The guy is a genius. Maybe a little crazy, as most creatives are, but brilliant nonetheless. He asked me what kind of releases I was writing for Moffitt. I told him about this doc who has been here for less than a month and has performed two first-ever surgeries at Moffitt. The way I had been writing these releases was more like an announcement, not a story. Mentor #2 asked me why that doctor wanted me to write a release about the surgery. The answer, after like four attempts to answer, was simple.
“You want to write this story about the surgery to make people aware that Moffitt is on the cutting-edge for this procedure. People that need this procedure should want to come to Moffitt and Moffitt alone to get it, which in turn creates profit for Moffitt.”

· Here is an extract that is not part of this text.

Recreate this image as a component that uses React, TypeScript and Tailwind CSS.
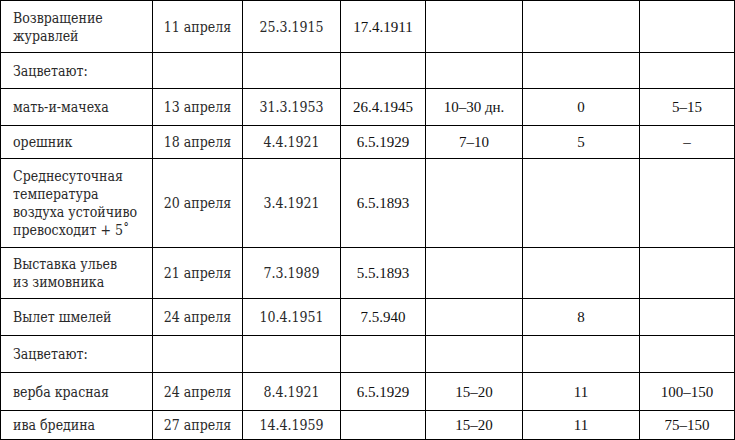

Lesson #4: Quit blaming everyone else.
I was blaming the institution for not allowing me to write it as anything but an announcement. I was taking the fact that I didn’t know of any other way to convey the information and turning it around on them. I was blaming my teachers for not teaching us how to think this way. The fact of the matter is, he may be the only one who does. And then everyone who meets him, has anything to do with him, is made into a believer.
“Quit blaming them Sydney, and write it how you know it should be written,” he said.
Turns out, I haven’t been giving myself the experience I should. I’ve been going with the flow, not looking for avenues to break out. I didn’t know I could. And I don’t know that I can. But think about it. What if everything I’ve written this semester was re-drafted to give it purpose and to make it matter, not just to announce to whoever is listening that this has happened. What if I re-wrote it to make people want to listen, to make them want more, to make them believe in what we’re doing.
“That’s the kind of stories I’d like to tell, Sydney. That’s compelling stuff. I get clients that hand me a spoon and want me to make the spoon matter. You’re handed content that does matter, that is important. Think of what you can do with that.”
Lesson #5: My resume is a work in progress, as each mentor has different advice.
We worked on my resume, which is like what every mentor wants to do with me right now. I love how different people from different backgrounds have me writing it differently. This guy has been the president of three different agencies, he knows what’s up. He doesn’t do the hiring, and the guy has never written a resume for himself in his life, but he’s seen tens of thousands of resumes, so he knows what the people that do the hiring are looking for.
So what’s next? I draft my resume per his suggestions and get some more feedback. I have lunch with Penelope today, so that will probably get my mind spinning in the opposite direction.